The above approach uses a search for the start of the loop, but it is clearly more elegant to use something analogous to a direct branch. This can be done quite easily by remembering the location of the loop start when the start of the loop is encountered, as illustrated by the following:

		'{': { remember begin loop }
		    looploc := i;

		'}': { code for end loop }
		    i := looploc;
Again, this code will work only with loops that are not nested. To handle nesting, we need to replace the above with code that uses a stack, for example:
		'{': { remember begin loop }
		    push( i );

		'}': { code for end loop }
		    i := pop;
The stack used for pushing and popping loop start and end locations must not be the same stack that is used for pushing and popping the calculator's operands!

Conditionals

Loops without a loop exit mechanism are of only limited interest, so consider adding the following commands to the calculator:

Exit if equal - =
Exit if greater - >
Exit if less - <
The loop exit commands pop and compare the top two elements on the stack and exit the loop if they are related in the indicated way. Their use is illustrated by the following examples:
     {E1E2=}   -- an infinite loop (1 = 2 is always false)
     {E1E2>}   -- an infinite loop (1 > 2) is always false)
     {E1E2<}   -- never iterates (1 < 2 is always true).
For a more interesting example, consider writing a calculator program that counts down to zero using memory location zero. In C, we could write this as follows:
	M[0] = vvv;
	for (;;) {
		if (M[0] < 1) break;
		printf( "%d ", M[0] );
		M[0] = M[0] - 1;
	}
Translating this to our calculator language gives:
	E12ES  {  ERE1<  ERP  ERE1-ES  }
Spaces have been used to separate this into 6 blocks of calculator instructions, each of which corresponds exactly to one of the lines of the above C code!

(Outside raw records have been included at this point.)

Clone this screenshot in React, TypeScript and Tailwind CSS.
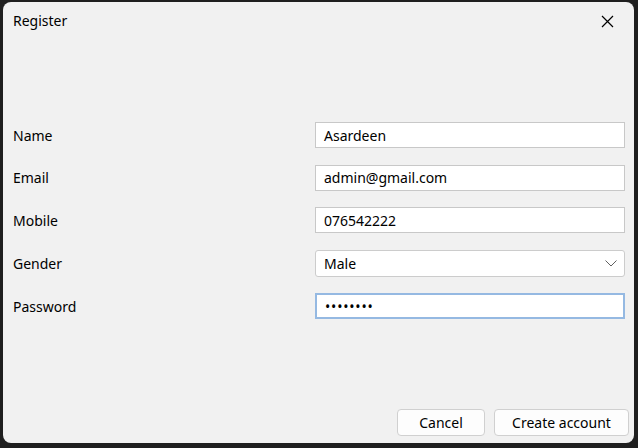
import React from 'react';

const fields = [
    { label: 'Name', value: 'Asardeen' },
    { label: 'Email', value: 'admin@gmail.com' },
    { label: 'Mobile', value: '076542222' },
];

export default function App() {
    return (
        <div
            className="w-[638px] h-[448px] bg-[#1f1f1f] pl-[3px] pt-[2px] pr-[4px] pb-[5px] text-[14px] text-black"
            style={{ fontFamily: '"Noto Sans", "Segoe UI", sans-serif' }}
        >
            <div className="h-full rounded-[8px] bg-[#f1f1f1] flex flex-col">
                {/* title bar */}
                <div className="h-[38px] flex items-center justify-between pl-[10px] pr-[20px]">
                    <span className="leading-none">Register</span>
                    <svg width="13" height="13" viewBox="0 0 13 13" className="text-black">
                        <path d="M1 1 L12 12 M12 1 L1 12" stroke="currentColor" strokeWidth="1.2" fill="none" />
                    </svg>
                </div>

                {/* form */}
                <div className="mt-[82px] flex flex-col gap-[16.5px] pl-[10px] pr-[9px]">
                    {fields.map(f => (
                        <div key={f.label} className="flex items-center h-[26px]">
                            <span className="flex-1">{f.label}</span>
                            <div className="w-[310px] h-[26px] bg-white border border-[#c8c8c8] flex items-center pl-[8px]">
                                {f.value}
                            </div>
                        </div>
                    ))}
                    <div className="flex items-center h-[27px]">
                        <span className="flex-1">Gender</span>
                        <div className="w-[310px] h-[27px] bg-white border border-[#cccccc] rounded-[3px] flex items-center justify-between pl-[8px] pr-[7px]">
                            <span>Male</span>
                            <svg width="12" height="7" viewBox="0 0 12 7">
                                <path d="M0.5 0.5 L6 6 L11.5 0.5" stroke="#606060" strokeWidth="1" fill="none" />
                            </svg>
                        </div>
                    </div>
                    <div className="flex items-center h-[26px]">
                        <span className="flex-1">Password</span>
                        <div className="w-[310px] h-[26px] bg-white border-2 border-[#95b9e2] flex items-center pl-[8px] text-[14px] tracking-[0.8px]">
                            ••••••••
                        </div>
                    </div>
                </div>

                {/* footer */}
                <div className="mt-auto flex justify-end gap-[9px] pr-[5px] pb-[7px]">
                    <button className="w-[88px] h-[27px] bg-[#fdfdfd] border border-[#d0d0d0] rounded-[4px]">Cancel</button>
                    <button className="w-[135px] h-[27px] bg-[#fdfdfd] border border-[#d0d0d0] rounded-[4px]">Create account</button>
                </div>
            </div>
        </div>
    );
}
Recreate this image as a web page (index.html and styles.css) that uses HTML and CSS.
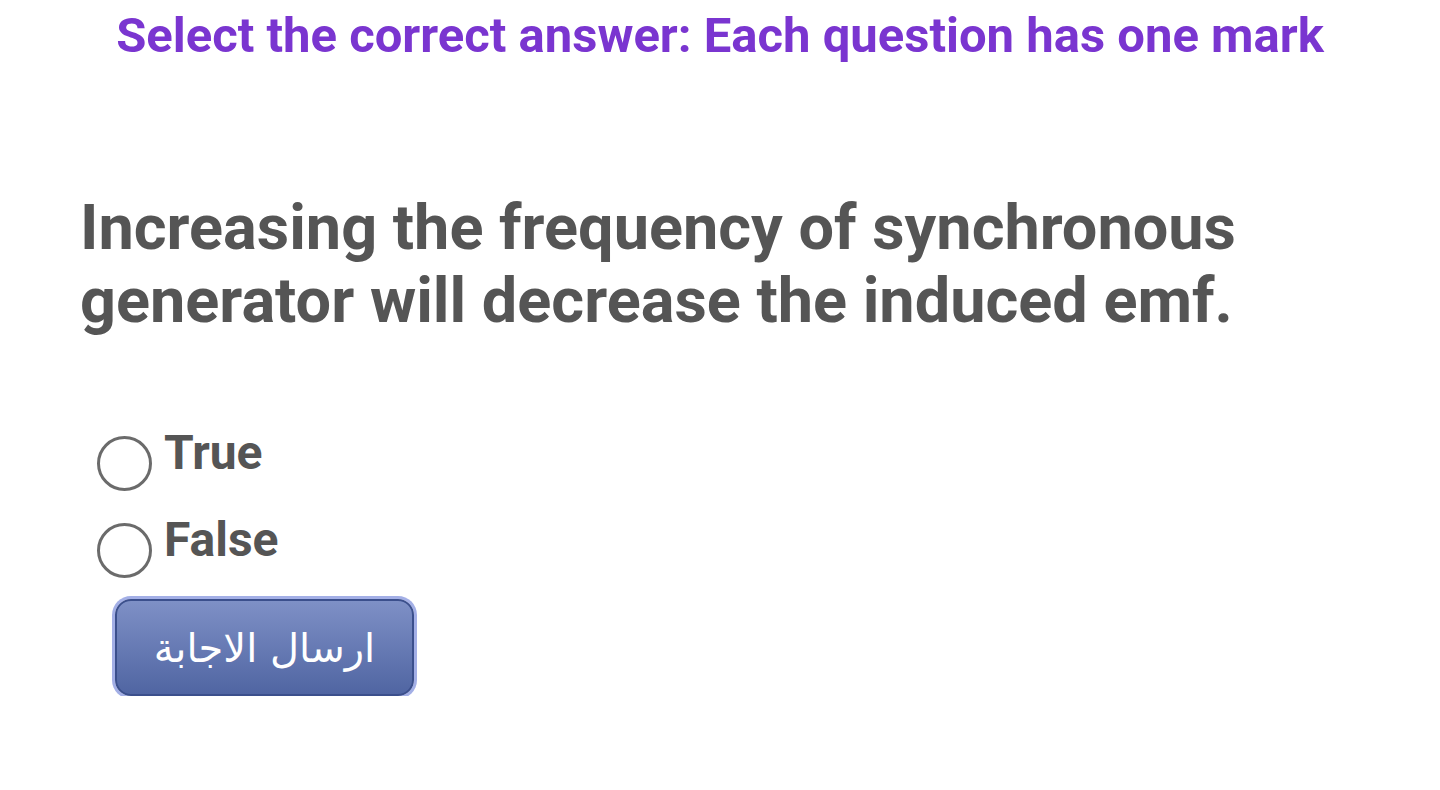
FILE: index.html
```html
<!DOCTYPE html>
<html lang="en">
  <head>
    <meta charset="UTF-8" />
    <meta name="viewport" content="width=device-width, initial-scale=1.0" />
    <title>Quiz</title>
    <link rel="stylesheet" href="styles.css">
  </head>
  <body>
    <h1 class="title">Select the correct answer: Each question has one mark</h1>

    <div class="question">
      <p class="question-text">Increasing the frequency of synchronous generator will decrease the induced emf.</p>

      <div class="options">
        <label class="option">
          <input type="radio" name="answer" value="true" />
          <span>True</span>
        </label>
        <label class="option">
          <input type="radio" name="answer" value="false" />
          <span>False</span>
        </label>
      </div>

      <button class="submit" dir="rtl">ارسال الاجابة</button>
    </div>
  </body>
</html>
```

FILE: styles.css
```css
body {
  margin: 0;
  font-family: Roboto, "Liberation Sans", sans-serif;
  background: #fff;
  color: #555;
}
.title {
  margin: 0;
  padding-top: 8px;
  text-align: center;
  font-size: 49px;
  font-weight: bold;
  line-height: 56px;
  color: #7a35d0;
}
.question {
  padding: 0 80px;
}
.question-text {
  margin: 127px 0 0;
  max-width: 1200px;
  font-size: 63px;
  font-weight: bold;
  line-height: 73px;
  color: #555;
}
.options {
  margin-top: 95px;
  padding-left: 17px;
  display: flex;
  flex-direction: column;
  gap: 28px;
}
.option {
  display: flex;
  align-items: flex-start;
  gap: 12px;
  font-size: 48px;
  font-weight: bold;
  line-height: 54px;
}
.option span {
  margin-top: -6px;
}
.option input {
  appearance: none;
  margin: 4px 0 0;
  width: 55px;
  height: 55px;
  border: 3px solid #6b6b6b;
  border-radius: 50%;
  background: #fff;
}
.submit {
  display: block;
  margin: 21px 0 0 35px;
  width: 299px;
  height: 97px;
  border: 2px solid #3b4f8c;
  border-radius: 16px;
  box-shadow: 0 0 0 3px #a3afe6;
  background: linear-gradient(#7e90c6, #5065a2);
  color: #fff;
  font-family: "DejaVu Sans", sans-serif;
  font-size: 40px;
}
```
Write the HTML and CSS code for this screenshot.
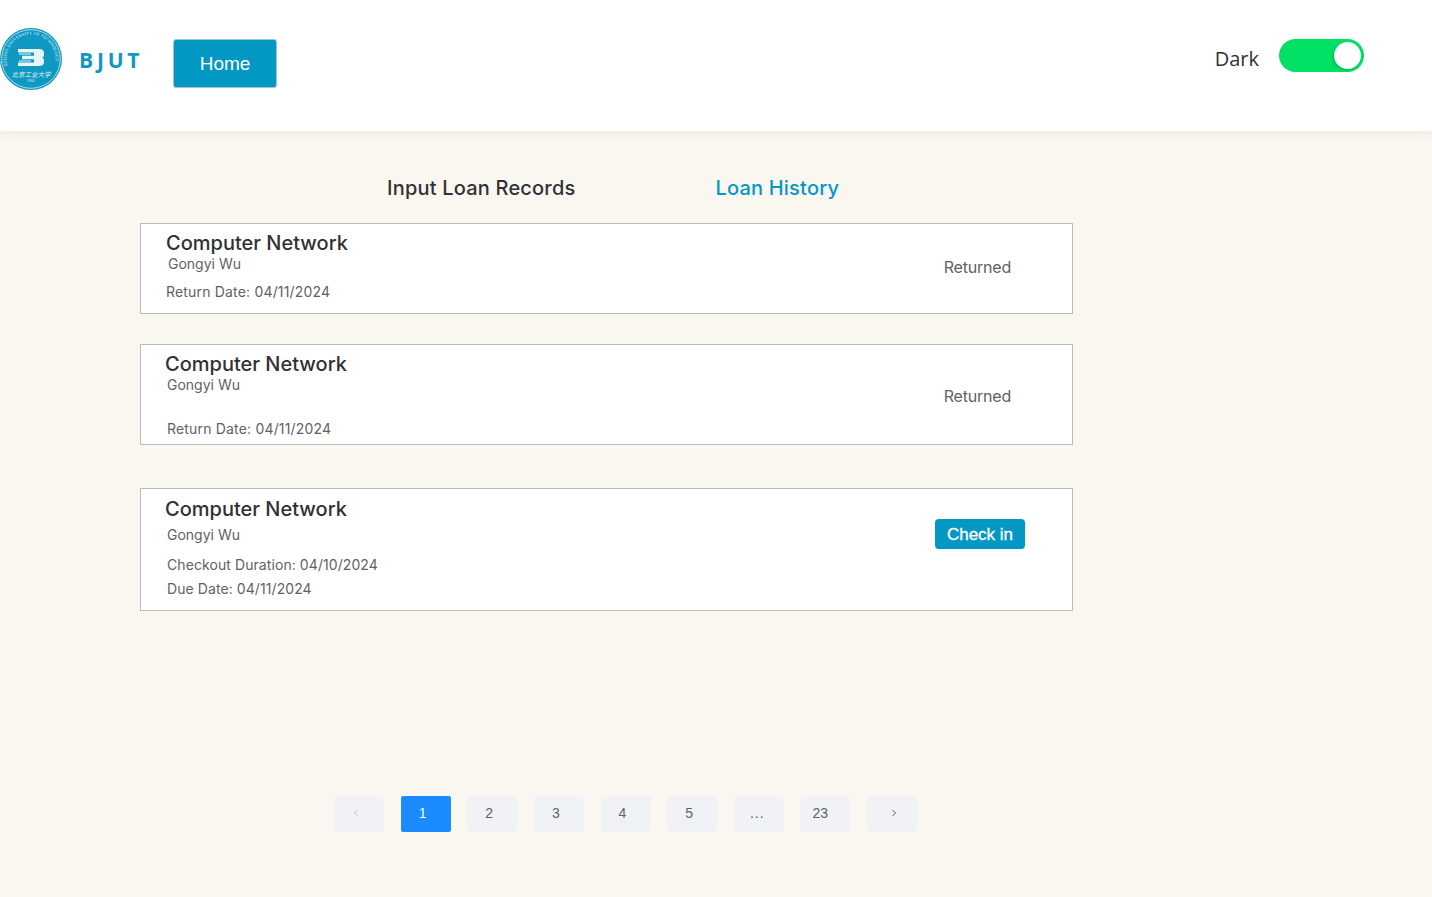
FILE: index.html
```html
<!DOCTYPE html>
<html>
<head>
    <title>BJUT Library</title>
    <link rel="stylesheet" href="styles.css">
</head>
<body>
<header class="topbar">
    <div class="brand">
        <svg class="logo" viewBox="0 0 62 62" width="62" height="62">
            <defs>
                <path id="ring" d="M7.500 38 A24.500 24.500 0 1 1 54.500 38"/>
            </defs>
            <circle cx="31" cy="31" r="31" fill="#0f98c1"/>
            <circle cx="31" cy="31" r="29.300" fill="none" stroke="#bfe3ee" stroke-width="0.900"/>
            <text class="logo-ring"><textPath href="#ring">BEIJING UNIVERSITY OF TECHNOLOGY</textPath></text>
            <path d="M18 21H39Q44 21 44 25V27Q44 29 42 29.500Q44 30 44 32V34Q44 38 39 38H18V34.500H34V31.300H22V27.700H34V24.500H18Z" fill="#e8f5f9"/>
            <path d="M19 26H31M19 33H31" stroke="#e8f5f9" stroke-width="1.200"/>
            <text class="logo-cn" x="31" y="48.500" text-anchor="middle">北京工业大学</text>
            <text class="logo-year" x="31" y="54" text-anchor="middle">1960</text>
        </svg>
        <span class="brand-name">BJUT</span>
    </div>
    <a class="home-btn">Home</a>
    <div class="theme">
        <span class="theme-label">Dark</span>
        <span class="toggle"><span class="knob"></span></span>
    </div>
</header>

<main class="content">
    <nav class="tabs">
        <span class="tab">Input Loan Records</span>
        <span class="tab active">Loan History</span>
    </nav>

    <section class="card card-one">
        <div class="info">
            <h3>Computer Network</h3>
            <p class="author">Gongyi Wu</p>
            <p class="date">Return Date: 04/11/2024</p>
        </div>
        <span class="status">Returned</span>
    </section>

    <section class="card card-two">
        <div class="info">
            <h3>Computer Network</h3>
            <p class="author">Gongyi Wu</p>
            <p class="date">Return Date: 04/11/2024</p>
        </div>
        <span class="status">Returned</span>
    </section>

    <section class="card card-three">
        <div class="info">
            <h3>Computer Network</h3>
            <p class="author">Gongyi Wu</p>
            <p class="date">Checkout Duration: 04/10/2024</p>
            <p class="date">Due Date: 04/11/2024</p>
        </div>
        <a class="checkin">Check in</a>
    </section>

    <div class="pager">
        <span class="page prev">
            <svg viewBox="0 0 8 10" width="8" height="10"><path d="M5.500 2 L2.500 5 L5.500 8" fill="none" stroke="#c4c6cc" stroke-width="1"/></svg>
        </span>
        <span class="page current">1</span>
        <span class="page">2</span>
        <span class="page">3</span>
        <span class="page">4</span>
        <span class="page">5</span>
        <span class="page dots">...</span>
        <span class="page wide">23</span>
        <span class="page next">
            <svg viewBox="0 0 8 10" width="8" height="10"><path d="M2.500 2 L5.500 5 L2.500 8" fill="none" stroke="#606266" stroke-width="1"/></svg>
        </span>
    </div>
</main>
</body>
</html>
```
FILE: styles.css
```css
* {
    box-sizing: border-box;
}

html, body {
    margin: 0;
    height: 100%;
}

body {
    background-color: #faf7f1;
    font-family: Inter, "Liberation Sans", sans-serif;
    color: #303133;
    overflow: hidden;
}

.topbar {
    height: 131px;
    background-color: #fff;
    box-shadow: 0 2px 10px rgba(0, 0, 0, 0.06);
    display: flex;
    align-items: flex-start;
    position: relative;
}

.brand {
    display: flex;
    align-items: center;
    margin-top: 28px;
    width: 173px;
}

.logo {
    display: block;
}

.logo-ring {
    font-family: "Liberation Serif", serif;
    font-size: 4.300px;
    letter-spacing: 0.200px;
    fill: #e4f4f9;
}

.logo-cn {
    font-family: "Noto Sans CJK SC", sans-serif;
    font-size: 6.500px;
    font-style: italic;
    fill: #e8f5f9;
}

.logo-year {
    font-family: "Liberation Sans", sans-serif;
    font-size: 3.500px;
    fill: #d8eff6;
}

.brand-name {
    margin-left: 17px;
    margin-top: 2px;
    font-family: "Open Sans", sans-serif;
    font-weight: 700;
    font-size: 21px;
    letter-spacing: 3.800px;
    color: #0f98c1;
}

.home-btn {
    margin-top: 39px;
    width: 104px;
    height: 49px;
    background-color: #0398c3;
    border: 1px solid #9cc7d4;
    border-radius: 3px;
    color: #fff;
    font-family: "Liberation Sans", sans-serif;
    font-size: 19px;
    display: flex;
    align-items: center;
    justify-content: center;
}

.theme {
    margin-left: auto;
    margin-right: 68px;
    margin-top: 39px;
    display: flex;
    align-items: flex-start;
}

.theme-label {
    font-family: "Open Sans", sans-serif;
    font-size: 20px;
    line-height: 27px;
    margin-top: 6px;
    margin-right: 20px;
    color: #303133;
}

.toggle {
    width: 85px;
    height: 33px;
    border-radius: 17px;
    background-color: #00e064;
    display: flex;
    align-items: center;
    justify-content: flex-end;
    padding-right: 3px;
}

.knob {
    width: 27px;
    height: 27px;
    border-radius: 50%;
    background-color: #fff;
    box-shadow: -1px 1px 3px rgba(0, 0, 0, 0.2);
}

.content {
    width: 1073px;
    padding-left: 140px;
}

.tabs {
    display: flex;
    height: 92px;
    padding-top: 44px;
    padding-left: 247px;
    gap: 140px;
}

.tab {
    font-size: 20px;
    line-height: 27px;
    font-weight: 500;
    letter-spacing: 0.200px;
    color: #303133;
}

.tab.active {
    color: #0398c3;
}

.card {
    background-color: #fff;
    border: 1px solid #bbb;
    display: flex;
    justify-content: space-between;
}

.card h3 {
    margin: 0;
    font-size: 20px;
    line-height: 24px;
    font-weight: 500;
    color: #303133;
}

.card p {
    margin: 0;
    font-size: 14px;
    line-height: 24px;
    color: #606266;
}

.card .date {
    letter-spacing: 0.180px;
}

.card-one {
    height: 91px;
    margin-bottom: 30px;
    padding: 7px 61px 0 25px;
}

.card-one .author {
    margin: -3px 0 4px 2px;
}

.card-two {
    height: 101px;
    margin-bottom: 43px;
    padding: 7px 61px 0 24px;
}

.card-two .author,
.card-two .date {
    margin-left: 2px;
}

.card-two .author {
    margin-top: -3px;
    margin-bottom: 20px;
}

.card-three {
    height: 123px;
    margin-bottom: 185px;
    padding: 8px 47px 0 24px;
}

.card-three .author,
.card-three .date {
    margin-left: 2px;
}

.card-three .author {
    margin-top: 2px;
    margin-bottom: 6px;
}

.card-three .date {
    letter-spacing: 0.080px;
}

.status {
    font-size: 16px;
    line-height: 22px;
    color: #606266;
    letter-spacing: -0.200px;
}

.card-one .status {
    margin-top: 25px;
}

.card-two .status {
    margin-top: 33px;
}

.checkin {
    margin-top: 22px;
    width: 90px;
    height: 30px;
    padding-top: 2px;
    background-color: #0398c3;
    border-radius: 4px;
    color: #fff;
    font-family: "Liberation Sans", sans-serif;
    font-size: 17px;
    -webkit-text-stroke: 0.300px #fff;
    display: flex;
    align-items: center;
    justify-content: center;
}

.pager {
    display: flex;
    gap: 16.630px;
    margin-left: 194px;
}

.page {
    width: 50px;
    height: 36px;
    padding-right: 6px;
    padding-bottom: 2px;
    background-color: #f0f2f5;
    border-radius: 2px;
    font-family: "Liberation Sans", sans-serif;
    font-size: 14px;
    color: #606266;
    display: flex;
    align-items: center;
    justify-content: center;
}

.page.current {
    background-color: #1a8cff;
    color: #fff;
}

.page.prev {
    padding-bottom: 3px;
}

.page.next {
    padding-right: 0;
    padding-left: 3px;
}

.page.wide {
    padding-right: 10px;
}

.page.dots {
    padding-right: 3px;
    letter-spacing: 1px;
}
```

How can we implement these loop exit commands in an interpretive implementation of our calculator? Consider using a simple search for the end of loop whenever a loop exit fails, and merging this with the first implementation of loops given above:

		'{': { ignore begin loop }

		'}': { code for end loop }
		    repeat
			i := i - 1;
		    until s[i] = '{';

		'=': { code for compare on equal }
		    begin
			sp := sp - 2;
			if stack[sp] = stack[sp + 1] then begin
			    { search for end loop }
			    repeat
				i := i + 1;
			    until s[i] = '}';
			end;
		    end;
This code works only for non-nested loops. Adding support for nesting is trivial and is left as an exercise.